Often a Business Owner will choose to defer payment of employee taxes to ‘keep the doors open’, not realizing the Owner is personally liable for those unpaid taxes and penalties and interest. Consulting with a bankruptcy attorney may help the Business Owner realize the need to change the way they are running the business before they dig themselves into a deep financial hole.
I have seen Owners use a home as collateral for business debt. If the business fails there is a high likelihood the Owner will lose his or her source of income and place to live. Starting and building a business requires business skills and flexibility. Our society is constantly changing and businesses that are insensitive to this fact usually fail. Consulting with a bankruptcy attorney before using a home as collateral is a wise move. We educate our clients’ on the pros and cons of borrowing.
Marriage and the property acquired after marriage is considered community property in many states. A couple in financial distresses with irreconcilable differences often wonder what to file first, the bankruptcy or divorce petition. While it is difficult for warring tribes to disclose financial information and work as a team, it may be in the best financial interest of the parties to do so.
There are special rules in bankruptcy that can change unsecured credit card debt listed in a marital separation agreement into nondischargeable debts in bankruptcy. Unclear Family Law Court Orders that assign attorney fees to one spouse may be considered Child Support in Bankruptcy Court and non-dischargeable. Couples in financial distress and/or experiencing irreconcilable differences need to be informed because their decisions will affect them for many years.
I have seen too often a financially irresponsible (FIR) ex-spouse file a chapter 7 bankruptcy shortly after the family law court issues the final decree that divides the community property. The property of the financially responsible (FR) non filing ex-spouse is sucked into the filing FIR ex-spouses’ bankruptcy. How? The Bankruptcy Trustee has the power to undo the property divisions during what we call the Trustee’s ‘claw back’ period.

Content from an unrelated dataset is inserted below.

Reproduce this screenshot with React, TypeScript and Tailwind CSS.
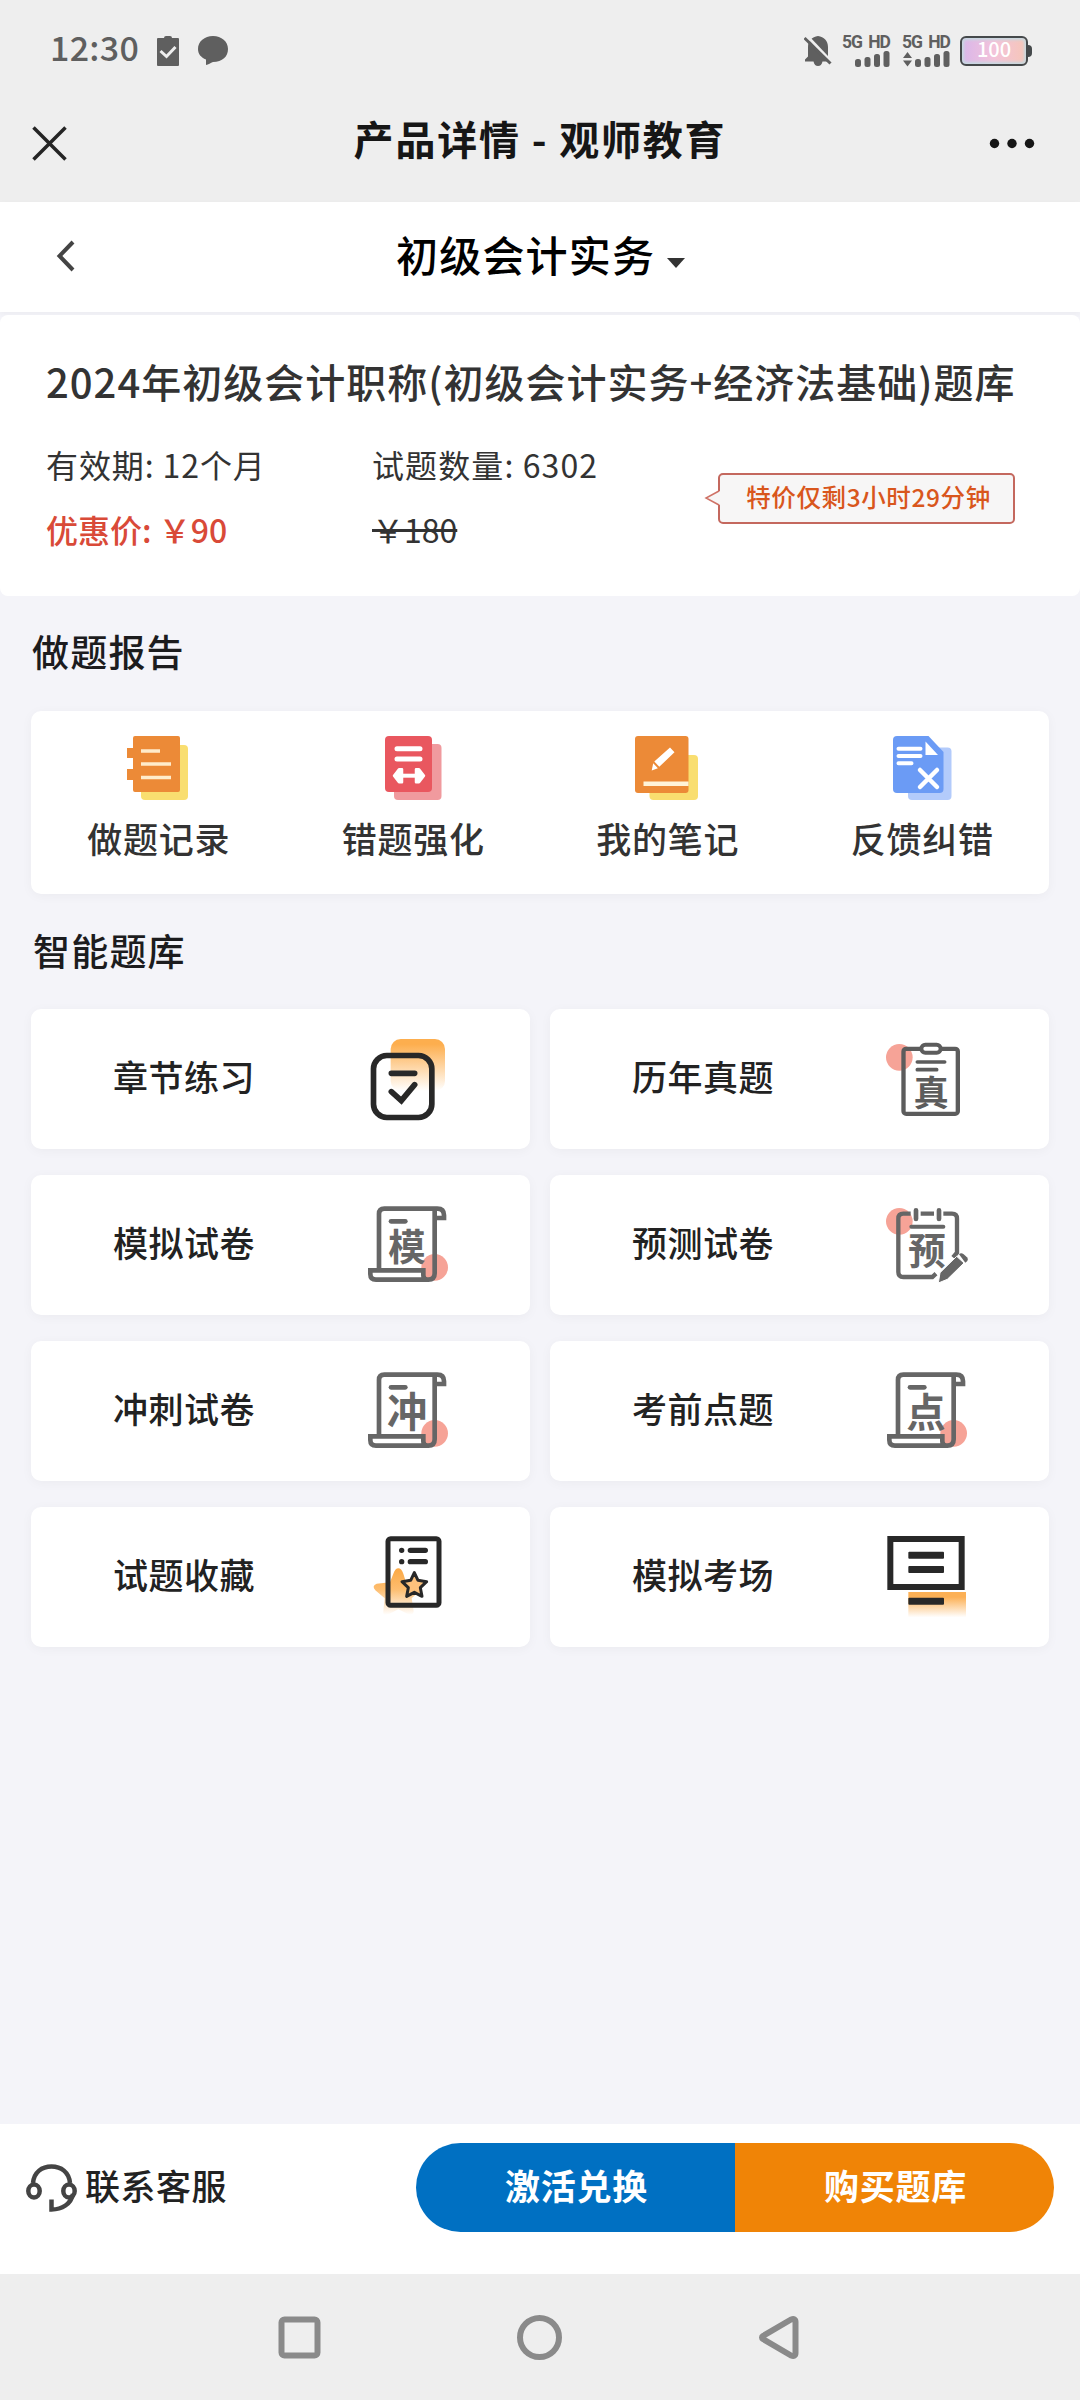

One particularly ugly case where the FIR filed a chapter 7 bankruptcy shortly after the Family Law Property Division and the Chapter 7 Trustee determined the assets were unfairly divided by the Family Law Property Division and declared the FR separate property community property because it was acquired during marriage. The Property Division did not specify why the property was unevenly divided so the Chapter 7 Trustee was allowed to ignore the Family Law Property Division and the (FR) ex-spouse turned over the ‘community property’. My office negotiated a settlement amount so the FR ex-spouse kept her home, but it put a large dent in her savings. The Trustee wasn’t being a bad guy. He has a duty to the unsecured creditors to seize and sell non-exempt assets, and failure renders the Trustee personally liable to the unsecured creditors.
The couple in the this particularly ugly case had ‘stayed together for the sake of the children’, treated their property as separate amongst themselves, but did not move into separate residences because the FIR could not afford to. California Case law, at the time of this case, did not consider living in separate bedrooms under the same roof as a ‘separation’, the divorce decree did not spell out why the property was unevenly divided, and the bankruptcy was filed to soon, so the FR ex-spouse after years of trying to work things out for the best for her family lost more of her hard earned assets.
The California Case Law on what is required to prove ‘separation’ has since changed but the lesson from this case is clear. Seek bankruptcy counsel when there are assets and irreconcilable differences. Although the FR was blindsided by the FIR’s bankruptcy, had she known the result of the FIR’s bankruptcy they could have discussed the matter and saved assets for their children instead of the FIR’s unsecured creditors.
Another reason to seek the counsel of a bankruptcy attorney is to apply the maximum amount of exemptions so you experience the best fresh start possible. An exemption is a deduction allowed by law to exclude your assets from the bankruptcy estate. A bankruptcy estate is created when a bankruptcy petition is filed. California has two sets of exemptions, 703 and 704, to protect assets. I have witnessed elderly couples lose their home because they either hired a paralegal to fill out their petition or their Bankruptcy was a DIY project. What a hardship, after years of hard work and sacrifice, they made the mistake of using their own credit to ‘help’ their children and grandchildren. They were unable to pay the debt and their children and grandchildren could not/did not pay the debt. The elderly couple filed bankruptcy and lost their most important assets. They received the dollar amount of their homestead exemption when the Trustee sold their home but had to use the money in six months to buy a new home or give the money back to the Trustee; a hard, bitter lesson. Had they consulted with a bankruptcy attorney who looked to find the best remedy, they never would have filed a Chapter 7 Bankruptcy.
As far as finding the money to afford an attorney it has been my experience money will appear when someone decides to file bankruptcy. Some find the money when they stop paying their credit cards. Some have family members or friends that loans them the money. Others use their tax refund or sell something. It is amazing how, at the lowest point for some, money is found to pay the attorney and court fees and they are off to a fresh start.
How do you find a qualified attorney?
The California State Bar Website lists all attorneys licensed in the state and includes information as to whether the attorney is active or inactive and any record of discipline. You will also find the attorneys certified by the State Bar as a Specialist in Bankruptcy Law. A Certified Specialist is someone who takes the time to study for and pass another bar exam on Bankruptcy Law and has completed the required number of bankruptcy cases and continuing education courses in Bankruptcy Law. There are Commercial websites, such as AVVO, that potential clients post questions answered by contributing attorneys. Former clients also post reviews of the contributing attorneys. Many attorneys have websites they post information about their law office. Finally, most attorneys offer consultations so you can meet them face to face and ask questions.
One of the most important tips on finding a good attorney is to retain an attorney that you can work with and trust. Take advantage of a consultation before you need a bankruptcy. This one simple act may help you avoid financial mistakes and ensure you find an attorney you trust will represent you and find the best remedies for your situation.